- _DIRECTIONS_:
Extract the lines that carry the string "this" from the listing.

********

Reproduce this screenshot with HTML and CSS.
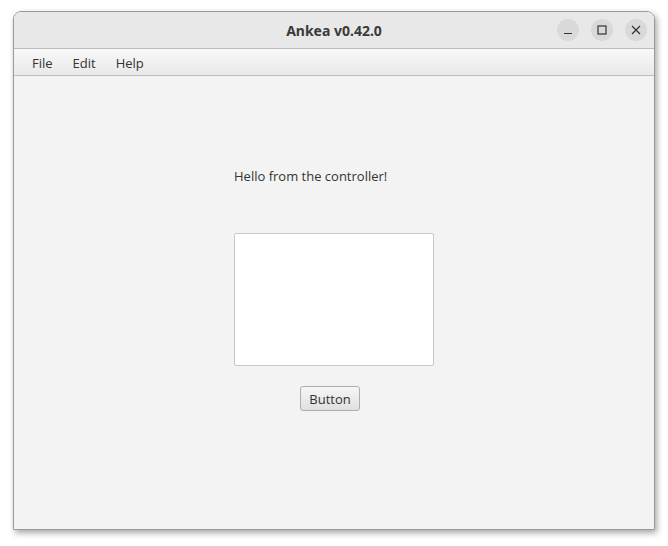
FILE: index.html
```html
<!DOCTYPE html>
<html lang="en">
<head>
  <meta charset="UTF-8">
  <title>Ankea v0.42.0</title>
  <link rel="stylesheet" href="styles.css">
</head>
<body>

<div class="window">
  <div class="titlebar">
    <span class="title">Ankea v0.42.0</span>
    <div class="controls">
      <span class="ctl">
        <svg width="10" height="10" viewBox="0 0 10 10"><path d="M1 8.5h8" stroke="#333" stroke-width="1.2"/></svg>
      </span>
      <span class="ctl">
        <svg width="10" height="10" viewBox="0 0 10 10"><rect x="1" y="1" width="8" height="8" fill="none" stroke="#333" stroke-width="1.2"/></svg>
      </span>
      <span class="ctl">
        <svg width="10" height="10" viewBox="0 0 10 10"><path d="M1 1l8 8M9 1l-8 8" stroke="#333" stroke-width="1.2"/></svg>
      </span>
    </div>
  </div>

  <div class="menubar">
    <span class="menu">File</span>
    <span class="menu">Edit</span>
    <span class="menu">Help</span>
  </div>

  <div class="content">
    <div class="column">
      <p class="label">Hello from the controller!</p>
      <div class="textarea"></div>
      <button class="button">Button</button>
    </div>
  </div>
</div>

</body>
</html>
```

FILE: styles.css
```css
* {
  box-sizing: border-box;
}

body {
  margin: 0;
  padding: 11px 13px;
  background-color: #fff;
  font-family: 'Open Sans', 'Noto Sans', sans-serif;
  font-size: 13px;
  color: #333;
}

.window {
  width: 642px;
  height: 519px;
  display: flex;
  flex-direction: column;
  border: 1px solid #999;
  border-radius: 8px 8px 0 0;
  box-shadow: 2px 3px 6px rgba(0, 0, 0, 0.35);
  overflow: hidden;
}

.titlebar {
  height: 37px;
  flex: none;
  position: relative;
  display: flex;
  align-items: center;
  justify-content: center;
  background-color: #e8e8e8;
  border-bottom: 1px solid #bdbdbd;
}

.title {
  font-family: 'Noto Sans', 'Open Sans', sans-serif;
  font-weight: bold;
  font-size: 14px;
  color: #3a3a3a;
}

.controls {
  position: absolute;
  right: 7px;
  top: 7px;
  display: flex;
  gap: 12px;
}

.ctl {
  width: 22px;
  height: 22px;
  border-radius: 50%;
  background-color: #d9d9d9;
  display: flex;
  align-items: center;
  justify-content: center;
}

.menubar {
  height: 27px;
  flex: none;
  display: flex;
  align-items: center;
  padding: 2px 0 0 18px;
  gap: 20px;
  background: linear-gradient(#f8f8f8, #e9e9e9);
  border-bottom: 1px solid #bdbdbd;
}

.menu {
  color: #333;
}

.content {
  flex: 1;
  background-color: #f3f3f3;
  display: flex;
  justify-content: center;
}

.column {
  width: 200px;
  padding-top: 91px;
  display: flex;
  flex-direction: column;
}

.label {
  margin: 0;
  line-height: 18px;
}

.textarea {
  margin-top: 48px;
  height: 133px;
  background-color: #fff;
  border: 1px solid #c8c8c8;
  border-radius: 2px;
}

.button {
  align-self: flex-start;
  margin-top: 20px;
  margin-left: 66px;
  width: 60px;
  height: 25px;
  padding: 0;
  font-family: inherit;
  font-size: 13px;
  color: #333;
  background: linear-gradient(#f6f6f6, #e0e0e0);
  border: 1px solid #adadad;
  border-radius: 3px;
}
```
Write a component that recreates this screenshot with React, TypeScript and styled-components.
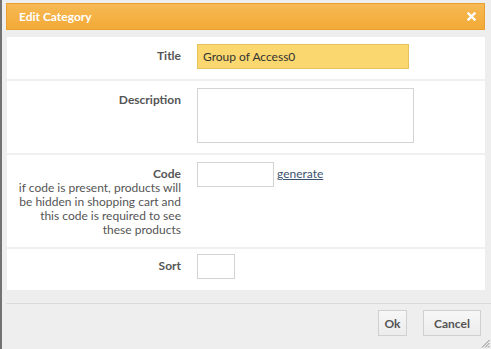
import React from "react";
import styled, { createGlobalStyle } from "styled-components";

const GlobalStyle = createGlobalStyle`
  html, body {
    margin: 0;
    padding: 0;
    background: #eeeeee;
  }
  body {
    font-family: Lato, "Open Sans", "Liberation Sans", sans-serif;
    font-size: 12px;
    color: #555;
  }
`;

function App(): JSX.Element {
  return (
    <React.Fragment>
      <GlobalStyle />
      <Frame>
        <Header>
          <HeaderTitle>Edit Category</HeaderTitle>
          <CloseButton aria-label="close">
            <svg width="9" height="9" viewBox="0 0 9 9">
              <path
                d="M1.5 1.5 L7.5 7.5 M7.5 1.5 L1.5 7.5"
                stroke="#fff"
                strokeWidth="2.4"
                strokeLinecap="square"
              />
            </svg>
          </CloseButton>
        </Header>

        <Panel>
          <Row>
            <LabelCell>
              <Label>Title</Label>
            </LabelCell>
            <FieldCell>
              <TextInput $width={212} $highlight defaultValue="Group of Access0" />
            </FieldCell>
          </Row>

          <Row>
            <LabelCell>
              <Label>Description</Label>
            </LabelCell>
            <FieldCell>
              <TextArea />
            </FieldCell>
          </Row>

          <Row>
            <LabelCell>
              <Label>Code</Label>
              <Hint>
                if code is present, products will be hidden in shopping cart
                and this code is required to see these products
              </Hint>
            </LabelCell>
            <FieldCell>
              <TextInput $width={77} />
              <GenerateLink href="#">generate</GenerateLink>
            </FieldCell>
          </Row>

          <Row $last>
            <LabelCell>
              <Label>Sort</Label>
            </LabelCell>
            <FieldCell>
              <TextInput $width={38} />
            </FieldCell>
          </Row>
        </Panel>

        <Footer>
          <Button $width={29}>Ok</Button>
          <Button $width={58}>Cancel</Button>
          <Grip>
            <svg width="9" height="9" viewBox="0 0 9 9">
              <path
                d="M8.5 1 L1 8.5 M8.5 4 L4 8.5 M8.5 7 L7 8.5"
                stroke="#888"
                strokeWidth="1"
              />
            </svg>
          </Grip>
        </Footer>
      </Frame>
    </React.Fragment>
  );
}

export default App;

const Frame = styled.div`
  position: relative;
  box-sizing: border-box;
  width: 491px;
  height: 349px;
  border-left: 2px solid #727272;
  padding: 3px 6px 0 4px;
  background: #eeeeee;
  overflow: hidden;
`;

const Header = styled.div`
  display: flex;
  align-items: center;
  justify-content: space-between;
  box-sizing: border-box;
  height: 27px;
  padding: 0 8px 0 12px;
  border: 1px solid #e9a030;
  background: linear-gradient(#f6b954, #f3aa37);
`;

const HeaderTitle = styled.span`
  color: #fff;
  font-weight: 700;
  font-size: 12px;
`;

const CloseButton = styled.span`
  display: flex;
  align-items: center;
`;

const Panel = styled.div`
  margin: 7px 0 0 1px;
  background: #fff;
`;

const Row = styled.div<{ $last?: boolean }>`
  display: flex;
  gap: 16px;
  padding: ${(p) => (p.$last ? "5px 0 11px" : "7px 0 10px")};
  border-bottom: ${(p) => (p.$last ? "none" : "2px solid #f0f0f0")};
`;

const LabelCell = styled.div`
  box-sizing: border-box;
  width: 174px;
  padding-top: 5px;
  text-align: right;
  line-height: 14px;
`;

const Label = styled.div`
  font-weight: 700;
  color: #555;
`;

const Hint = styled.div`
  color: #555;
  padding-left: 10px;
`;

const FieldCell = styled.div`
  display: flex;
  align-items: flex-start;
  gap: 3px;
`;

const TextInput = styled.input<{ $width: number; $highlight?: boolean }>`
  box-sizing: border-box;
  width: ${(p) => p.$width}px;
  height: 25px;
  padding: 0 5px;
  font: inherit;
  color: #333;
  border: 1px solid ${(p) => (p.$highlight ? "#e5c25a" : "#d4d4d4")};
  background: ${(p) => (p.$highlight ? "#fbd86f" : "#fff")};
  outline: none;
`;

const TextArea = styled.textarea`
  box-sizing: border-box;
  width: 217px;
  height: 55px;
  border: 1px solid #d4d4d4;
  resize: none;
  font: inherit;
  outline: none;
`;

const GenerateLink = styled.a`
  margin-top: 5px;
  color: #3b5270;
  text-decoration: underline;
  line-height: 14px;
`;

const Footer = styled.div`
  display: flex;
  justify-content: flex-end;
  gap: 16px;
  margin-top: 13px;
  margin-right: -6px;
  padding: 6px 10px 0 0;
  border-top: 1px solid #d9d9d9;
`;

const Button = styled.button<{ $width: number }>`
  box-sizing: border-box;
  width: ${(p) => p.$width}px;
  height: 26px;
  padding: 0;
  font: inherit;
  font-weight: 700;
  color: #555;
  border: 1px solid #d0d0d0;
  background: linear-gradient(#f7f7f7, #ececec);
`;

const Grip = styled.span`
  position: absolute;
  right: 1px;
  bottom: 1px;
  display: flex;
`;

********

- _FINISHED TASK_:
Reproduce this screenshot with HTML and CSS.
Write a component that recreates this screenshot with React, TypeScript and styled-components.
                and this code is required to see these products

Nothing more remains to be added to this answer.